■ REQUIREMENT
Take the lines beginning with the one that contains "Output the component" and ending with the one that contains "466Q280 481 325", and set them down exactly. Omit all pictures.

# # # #

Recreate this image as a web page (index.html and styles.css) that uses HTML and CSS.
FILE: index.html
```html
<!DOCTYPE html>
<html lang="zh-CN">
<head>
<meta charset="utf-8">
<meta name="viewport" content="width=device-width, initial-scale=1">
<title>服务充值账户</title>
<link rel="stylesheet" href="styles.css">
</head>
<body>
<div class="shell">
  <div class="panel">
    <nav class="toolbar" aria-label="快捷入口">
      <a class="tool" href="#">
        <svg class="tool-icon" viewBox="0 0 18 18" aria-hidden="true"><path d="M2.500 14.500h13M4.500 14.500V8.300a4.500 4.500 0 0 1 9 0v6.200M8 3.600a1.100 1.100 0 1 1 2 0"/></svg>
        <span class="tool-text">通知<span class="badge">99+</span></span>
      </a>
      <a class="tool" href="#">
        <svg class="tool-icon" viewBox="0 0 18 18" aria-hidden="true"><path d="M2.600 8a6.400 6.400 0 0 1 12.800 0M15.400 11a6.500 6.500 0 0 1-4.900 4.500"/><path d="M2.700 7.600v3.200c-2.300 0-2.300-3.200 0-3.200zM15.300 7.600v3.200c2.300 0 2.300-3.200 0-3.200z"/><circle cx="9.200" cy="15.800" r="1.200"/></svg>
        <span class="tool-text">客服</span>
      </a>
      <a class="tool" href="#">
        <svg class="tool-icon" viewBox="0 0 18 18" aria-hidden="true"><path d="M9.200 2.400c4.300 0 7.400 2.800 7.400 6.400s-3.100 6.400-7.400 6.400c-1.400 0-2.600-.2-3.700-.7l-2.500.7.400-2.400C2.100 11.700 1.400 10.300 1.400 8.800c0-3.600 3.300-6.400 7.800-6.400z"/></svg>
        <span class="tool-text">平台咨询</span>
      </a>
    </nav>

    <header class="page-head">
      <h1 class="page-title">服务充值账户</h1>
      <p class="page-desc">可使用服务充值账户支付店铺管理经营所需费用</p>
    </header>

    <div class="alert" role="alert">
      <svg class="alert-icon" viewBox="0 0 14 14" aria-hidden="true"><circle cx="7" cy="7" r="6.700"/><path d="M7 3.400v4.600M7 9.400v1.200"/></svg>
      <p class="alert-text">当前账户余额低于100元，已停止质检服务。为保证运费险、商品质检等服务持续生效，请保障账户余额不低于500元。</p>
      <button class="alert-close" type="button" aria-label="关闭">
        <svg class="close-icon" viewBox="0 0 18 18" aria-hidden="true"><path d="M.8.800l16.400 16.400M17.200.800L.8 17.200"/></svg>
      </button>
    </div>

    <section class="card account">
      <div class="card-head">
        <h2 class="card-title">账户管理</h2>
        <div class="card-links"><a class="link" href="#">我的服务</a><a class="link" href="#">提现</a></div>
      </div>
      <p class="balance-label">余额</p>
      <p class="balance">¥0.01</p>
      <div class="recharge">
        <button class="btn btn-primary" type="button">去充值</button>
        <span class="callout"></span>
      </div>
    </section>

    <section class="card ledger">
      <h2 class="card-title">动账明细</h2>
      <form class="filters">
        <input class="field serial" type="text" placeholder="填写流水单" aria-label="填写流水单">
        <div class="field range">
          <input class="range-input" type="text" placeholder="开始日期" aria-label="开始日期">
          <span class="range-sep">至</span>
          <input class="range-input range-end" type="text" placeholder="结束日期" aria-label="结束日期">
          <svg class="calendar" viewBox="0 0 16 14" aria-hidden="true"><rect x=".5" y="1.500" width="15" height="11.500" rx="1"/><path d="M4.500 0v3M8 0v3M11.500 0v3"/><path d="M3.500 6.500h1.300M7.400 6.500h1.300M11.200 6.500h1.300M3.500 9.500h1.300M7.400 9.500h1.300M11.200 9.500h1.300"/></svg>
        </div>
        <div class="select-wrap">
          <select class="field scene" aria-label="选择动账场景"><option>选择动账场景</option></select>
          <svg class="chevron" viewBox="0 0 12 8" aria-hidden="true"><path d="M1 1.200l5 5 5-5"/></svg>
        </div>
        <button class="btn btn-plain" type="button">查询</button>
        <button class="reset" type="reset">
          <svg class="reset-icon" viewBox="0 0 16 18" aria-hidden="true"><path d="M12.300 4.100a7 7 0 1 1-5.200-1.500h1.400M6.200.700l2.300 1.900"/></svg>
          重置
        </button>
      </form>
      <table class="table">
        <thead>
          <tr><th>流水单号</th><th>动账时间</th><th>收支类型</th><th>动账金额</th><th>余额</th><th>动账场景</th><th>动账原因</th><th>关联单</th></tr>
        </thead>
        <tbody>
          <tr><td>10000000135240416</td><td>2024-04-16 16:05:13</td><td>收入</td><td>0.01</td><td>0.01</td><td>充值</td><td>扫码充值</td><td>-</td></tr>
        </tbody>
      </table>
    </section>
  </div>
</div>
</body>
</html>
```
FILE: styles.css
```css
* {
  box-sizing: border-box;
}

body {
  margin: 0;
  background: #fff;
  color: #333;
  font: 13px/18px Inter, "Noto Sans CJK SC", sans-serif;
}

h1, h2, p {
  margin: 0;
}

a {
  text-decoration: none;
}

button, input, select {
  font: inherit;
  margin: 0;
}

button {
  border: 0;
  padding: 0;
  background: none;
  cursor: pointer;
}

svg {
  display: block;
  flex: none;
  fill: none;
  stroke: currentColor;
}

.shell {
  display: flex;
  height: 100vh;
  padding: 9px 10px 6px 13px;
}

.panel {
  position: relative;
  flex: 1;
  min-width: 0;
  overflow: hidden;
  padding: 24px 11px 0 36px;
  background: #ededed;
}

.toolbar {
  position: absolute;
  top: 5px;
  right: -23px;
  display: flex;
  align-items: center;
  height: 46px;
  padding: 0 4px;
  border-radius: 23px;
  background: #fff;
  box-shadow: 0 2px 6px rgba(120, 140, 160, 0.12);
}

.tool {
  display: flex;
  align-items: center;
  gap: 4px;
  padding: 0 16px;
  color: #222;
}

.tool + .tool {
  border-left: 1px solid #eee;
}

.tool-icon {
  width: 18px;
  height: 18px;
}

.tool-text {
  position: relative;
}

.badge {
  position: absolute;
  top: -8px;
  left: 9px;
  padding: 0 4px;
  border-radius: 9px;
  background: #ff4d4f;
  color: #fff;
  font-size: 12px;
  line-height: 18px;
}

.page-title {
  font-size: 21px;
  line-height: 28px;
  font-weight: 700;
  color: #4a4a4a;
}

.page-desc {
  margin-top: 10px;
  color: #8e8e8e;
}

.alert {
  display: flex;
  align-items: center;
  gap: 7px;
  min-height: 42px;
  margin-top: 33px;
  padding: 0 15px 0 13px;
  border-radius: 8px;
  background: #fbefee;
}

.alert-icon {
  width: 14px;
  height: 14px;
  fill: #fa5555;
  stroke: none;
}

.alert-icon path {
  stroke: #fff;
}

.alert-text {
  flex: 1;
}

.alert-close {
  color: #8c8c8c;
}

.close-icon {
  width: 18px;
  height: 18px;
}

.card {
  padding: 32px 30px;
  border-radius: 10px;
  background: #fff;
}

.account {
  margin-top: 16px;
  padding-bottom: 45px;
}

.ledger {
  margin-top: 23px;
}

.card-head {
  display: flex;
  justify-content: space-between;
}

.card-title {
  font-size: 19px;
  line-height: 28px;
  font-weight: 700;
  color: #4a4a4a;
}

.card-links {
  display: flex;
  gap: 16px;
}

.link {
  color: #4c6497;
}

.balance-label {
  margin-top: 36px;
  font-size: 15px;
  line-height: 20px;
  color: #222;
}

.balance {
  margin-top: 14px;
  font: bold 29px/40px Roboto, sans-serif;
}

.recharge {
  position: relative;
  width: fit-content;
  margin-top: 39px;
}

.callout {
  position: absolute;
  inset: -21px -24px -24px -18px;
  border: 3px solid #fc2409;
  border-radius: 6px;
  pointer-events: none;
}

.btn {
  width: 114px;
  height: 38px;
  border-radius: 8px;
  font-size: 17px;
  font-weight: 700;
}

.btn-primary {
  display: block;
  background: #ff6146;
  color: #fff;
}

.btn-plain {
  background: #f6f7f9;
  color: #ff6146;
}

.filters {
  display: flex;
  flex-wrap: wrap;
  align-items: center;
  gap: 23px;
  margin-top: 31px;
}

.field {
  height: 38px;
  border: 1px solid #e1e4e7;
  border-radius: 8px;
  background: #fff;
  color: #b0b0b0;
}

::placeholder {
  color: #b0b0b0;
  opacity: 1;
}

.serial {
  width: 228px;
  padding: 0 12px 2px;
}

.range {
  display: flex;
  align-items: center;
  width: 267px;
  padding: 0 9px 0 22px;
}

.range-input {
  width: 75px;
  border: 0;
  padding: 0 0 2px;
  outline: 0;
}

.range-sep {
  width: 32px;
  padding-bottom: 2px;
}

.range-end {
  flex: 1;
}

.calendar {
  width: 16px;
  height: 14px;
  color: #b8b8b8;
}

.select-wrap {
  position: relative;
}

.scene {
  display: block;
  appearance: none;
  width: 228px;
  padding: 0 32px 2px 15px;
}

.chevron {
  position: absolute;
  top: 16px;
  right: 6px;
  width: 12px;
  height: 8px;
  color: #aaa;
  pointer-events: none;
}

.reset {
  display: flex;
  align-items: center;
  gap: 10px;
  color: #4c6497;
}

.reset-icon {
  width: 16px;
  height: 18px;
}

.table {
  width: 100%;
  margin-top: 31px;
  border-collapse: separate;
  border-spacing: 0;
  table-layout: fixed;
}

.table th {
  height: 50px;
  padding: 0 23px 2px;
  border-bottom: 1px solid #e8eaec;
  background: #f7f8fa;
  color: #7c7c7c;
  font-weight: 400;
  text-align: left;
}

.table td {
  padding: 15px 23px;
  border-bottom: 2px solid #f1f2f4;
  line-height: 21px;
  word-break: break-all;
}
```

# # # #

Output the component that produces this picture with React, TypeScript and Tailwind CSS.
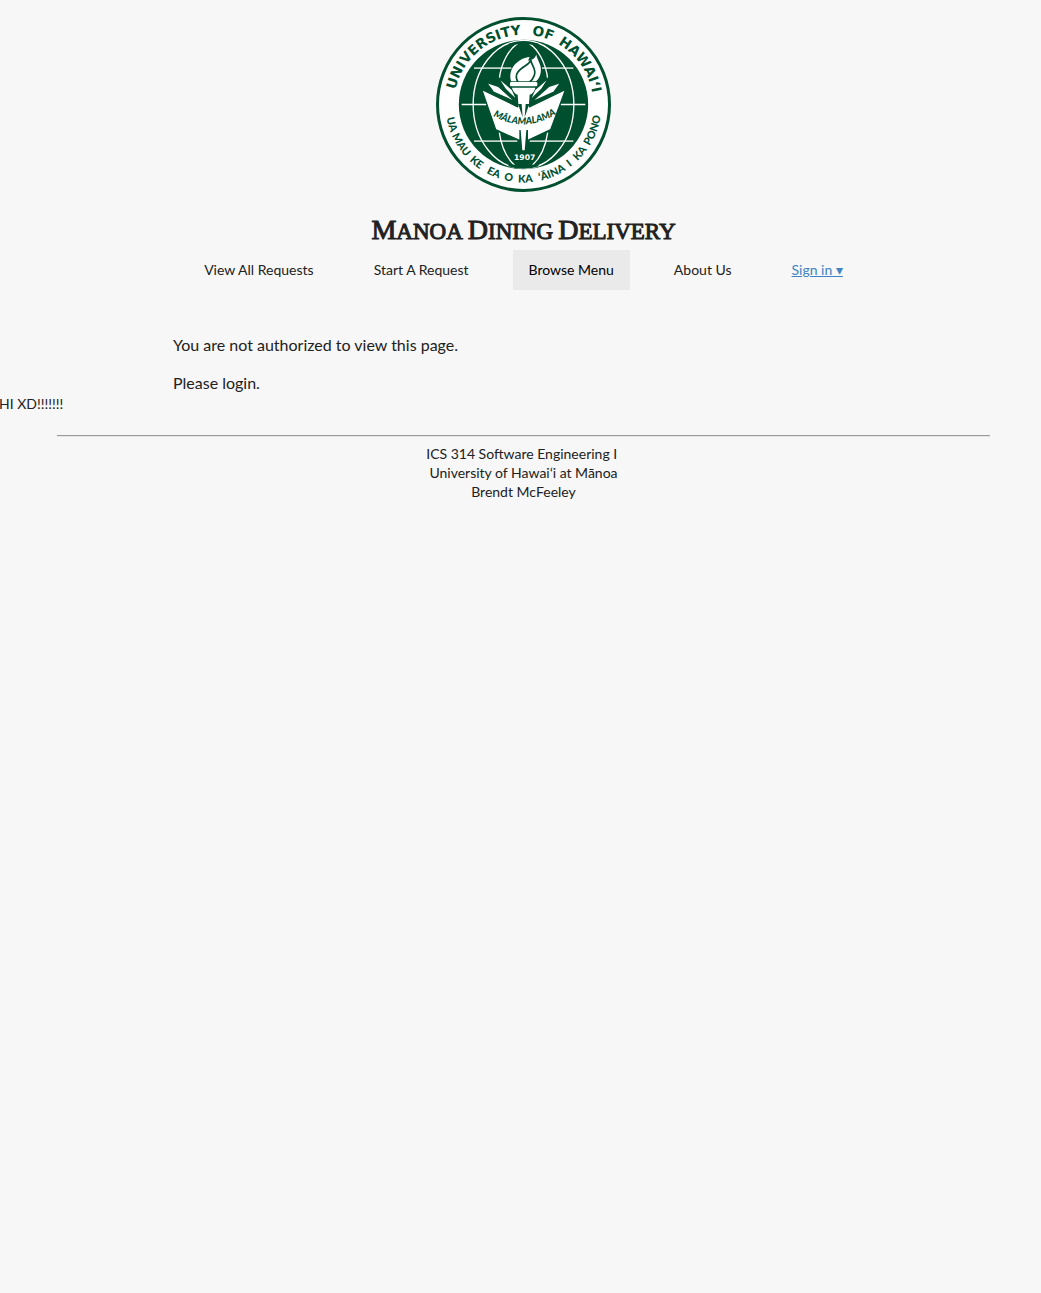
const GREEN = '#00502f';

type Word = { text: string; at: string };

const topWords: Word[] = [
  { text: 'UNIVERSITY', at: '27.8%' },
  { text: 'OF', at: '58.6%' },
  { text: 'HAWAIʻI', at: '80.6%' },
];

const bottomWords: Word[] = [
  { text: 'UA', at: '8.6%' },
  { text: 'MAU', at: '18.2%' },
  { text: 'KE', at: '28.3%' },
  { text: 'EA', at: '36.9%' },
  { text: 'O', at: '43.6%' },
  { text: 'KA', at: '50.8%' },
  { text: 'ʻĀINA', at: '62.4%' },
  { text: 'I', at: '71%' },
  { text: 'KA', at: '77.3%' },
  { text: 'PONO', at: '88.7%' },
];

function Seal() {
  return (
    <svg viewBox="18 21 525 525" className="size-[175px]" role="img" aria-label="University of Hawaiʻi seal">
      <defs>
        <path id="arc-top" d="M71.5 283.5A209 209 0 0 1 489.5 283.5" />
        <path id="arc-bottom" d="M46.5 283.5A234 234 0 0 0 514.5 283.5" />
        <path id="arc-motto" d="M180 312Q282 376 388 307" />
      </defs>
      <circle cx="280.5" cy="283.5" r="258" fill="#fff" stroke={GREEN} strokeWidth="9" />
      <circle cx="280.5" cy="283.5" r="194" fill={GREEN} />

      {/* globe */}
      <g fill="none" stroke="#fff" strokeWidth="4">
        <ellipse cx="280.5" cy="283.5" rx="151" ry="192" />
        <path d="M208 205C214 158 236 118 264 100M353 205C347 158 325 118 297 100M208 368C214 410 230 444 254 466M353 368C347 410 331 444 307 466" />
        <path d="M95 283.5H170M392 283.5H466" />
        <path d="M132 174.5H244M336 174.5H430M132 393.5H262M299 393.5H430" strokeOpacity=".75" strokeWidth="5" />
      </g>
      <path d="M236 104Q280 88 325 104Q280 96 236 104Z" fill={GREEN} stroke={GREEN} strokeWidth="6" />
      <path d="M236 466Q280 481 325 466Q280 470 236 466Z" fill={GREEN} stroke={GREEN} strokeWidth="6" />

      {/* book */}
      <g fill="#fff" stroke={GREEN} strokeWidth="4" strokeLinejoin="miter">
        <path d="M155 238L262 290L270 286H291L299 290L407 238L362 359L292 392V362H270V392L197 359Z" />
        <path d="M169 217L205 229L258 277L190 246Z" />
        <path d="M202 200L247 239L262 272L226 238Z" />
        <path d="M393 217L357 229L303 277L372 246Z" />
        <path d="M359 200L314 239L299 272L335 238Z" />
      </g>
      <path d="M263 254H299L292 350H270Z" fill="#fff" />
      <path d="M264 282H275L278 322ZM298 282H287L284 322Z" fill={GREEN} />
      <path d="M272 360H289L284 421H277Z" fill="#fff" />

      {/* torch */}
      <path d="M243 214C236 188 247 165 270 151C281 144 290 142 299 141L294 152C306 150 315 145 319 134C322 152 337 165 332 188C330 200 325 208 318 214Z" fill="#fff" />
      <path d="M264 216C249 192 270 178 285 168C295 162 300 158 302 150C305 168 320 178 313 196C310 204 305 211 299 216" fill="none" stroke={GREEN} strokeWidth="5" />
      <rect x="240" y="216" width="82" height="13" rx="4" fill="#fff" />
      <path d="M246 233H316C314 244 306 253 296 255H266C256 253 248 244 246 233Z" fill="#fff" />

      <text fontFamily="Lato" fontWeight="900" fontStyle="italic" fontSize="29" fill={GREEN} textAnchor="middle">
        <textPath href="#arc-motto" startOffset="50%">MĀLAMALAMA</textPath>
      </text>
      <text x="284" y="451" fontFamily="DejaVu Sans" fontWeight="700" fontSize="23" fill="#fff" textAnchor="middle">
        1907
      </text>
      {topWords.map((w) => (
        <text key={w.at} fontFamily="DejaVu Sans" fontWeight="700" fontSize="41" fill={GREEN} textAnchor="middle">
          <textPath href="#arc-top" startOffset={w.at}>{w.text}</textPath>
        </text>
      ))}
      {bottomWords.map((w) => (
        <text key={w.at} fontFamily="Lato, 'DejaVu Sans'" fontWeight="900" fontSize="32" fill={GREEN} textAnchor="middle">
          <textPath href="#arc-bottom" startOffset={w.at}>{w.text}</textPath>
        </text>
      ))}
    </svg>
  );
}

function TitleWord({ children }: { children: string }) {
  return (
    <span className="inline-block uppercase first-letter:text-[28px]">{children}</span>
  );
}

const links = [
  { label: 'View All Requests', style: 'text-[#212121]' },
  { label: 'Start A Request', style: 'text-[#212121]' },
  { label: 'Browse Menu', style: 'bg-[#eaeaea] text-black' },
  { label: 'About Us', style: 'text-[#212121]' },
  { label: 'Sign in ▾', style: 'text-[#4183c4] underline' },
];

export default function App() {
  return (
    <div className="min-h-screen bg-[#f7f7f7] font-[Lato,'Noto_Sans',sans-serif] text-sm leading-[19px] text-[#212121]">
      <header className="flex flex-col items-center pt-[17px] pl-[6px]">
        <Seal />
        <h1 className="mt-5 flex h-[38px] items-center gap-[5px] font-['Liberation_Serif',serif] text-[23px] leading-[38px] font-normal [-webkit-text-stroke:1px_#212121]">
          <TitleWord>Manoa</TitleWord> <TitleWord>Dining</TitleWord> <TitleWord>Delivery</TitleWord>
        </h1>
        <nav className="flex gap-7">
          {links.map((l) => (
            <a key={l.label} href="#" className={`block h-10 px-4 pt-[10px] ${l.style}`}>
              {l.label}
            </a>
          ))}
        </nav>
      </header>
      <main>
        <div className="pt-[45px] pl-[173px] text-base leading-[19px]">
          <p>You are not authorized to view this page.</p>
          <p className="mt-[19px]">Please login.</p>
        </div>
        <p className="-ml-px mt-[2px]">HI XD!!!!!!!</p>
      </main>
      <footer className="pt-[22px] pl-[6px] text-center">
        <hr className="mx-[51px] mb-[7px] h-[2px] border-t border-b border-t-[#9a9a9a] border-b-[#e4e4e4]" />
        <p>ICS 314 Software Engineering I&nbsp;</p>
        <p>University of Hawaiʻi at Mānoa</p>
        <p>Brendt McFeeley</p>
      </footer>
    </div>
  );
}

# # # #

■ WRITTEN RESPONSE
Output the component that produces this picture with React, TypeScript and Tailwind CSS.
const GREEN = '#00502f';

type Word = { text: string; at: string };

const topWords: Word[] = [
  { text: 'UNIVERSITY', at: '27.8%' },
  { text: 'OF', at: '58.6%' },
  { text: 'HAWAIʻI', at: '80.6%' },
];

const bottomWords: Word[] = [
  { text: 'UA', at: '8.6%' },
  { text: 'MAU', at: '18.2%' },
  { text: 'KE', at: '28.3%' },
  { text: 'EA', at: '36.9%' },
  { text: 'O', at: '43.6%' },
  { text: 'KA', at: '50.8%' },
  { text: 'ʻĀINA', at: '62.4%' },
  { text: 'I', at: '71%' },
  { text: 'KA', at: '77.3%' },
  { text: 'PONO', at: '88.7%' },
];

function Seal() {
  return (
    <svg viewBox="18 21 525 525" className="size-[175px]" role="img" aria-label="University of Hawaiʻi seal">
      <defs>
        <path id="arc-top" d="M71.5 283.5A209 209 0 0 1 489.5 283.5" />
        <path id="arc-bottom" d="M46.5 283.5A234 234 0 0 0 514.5 283.5" />
        <path id="arc-motto" d="M180 312Q282 376 388 307" />
      </defs>
      <circle cx="280.5" cy="283.5" r="258" fill="#fff" stroke={GREEN} strokeWidth="9" />
      <circle cx="280.5" cy="283.5" r="194" fill={GREEN} />

      {/* globe */}
      <g fill="none" stroke="#fff" strokeWidth="4">
        <ellipse cx="280.5" cy="283.5" rx="151" ry="192" />
        <path d="M208 205C214 158 236 118 264 100M353 205C347 158 325 118 297 100M208 368C214 410 230 444 254 466M353 368C347 410 331 444 307 466" />
        <path d="M95 283.5H170M392 283.5H466" />
        <path d="M132 174.5H244M336 174.5H430M132 393.5H262M299 393.5H430" strokeOpacity=".75" strokeWidth="5" />
      </g>
      <path d="M236 104Q280 88 325 104Q280 96 236 104Z" fill={GREEN} stroke={GREEN} strokeWidth="6" />
      <path d="M236 466Q280 481 325 466Q280 470 236 466Z" fill={GREEN} stroke={GREEN} strokeWidth="6" />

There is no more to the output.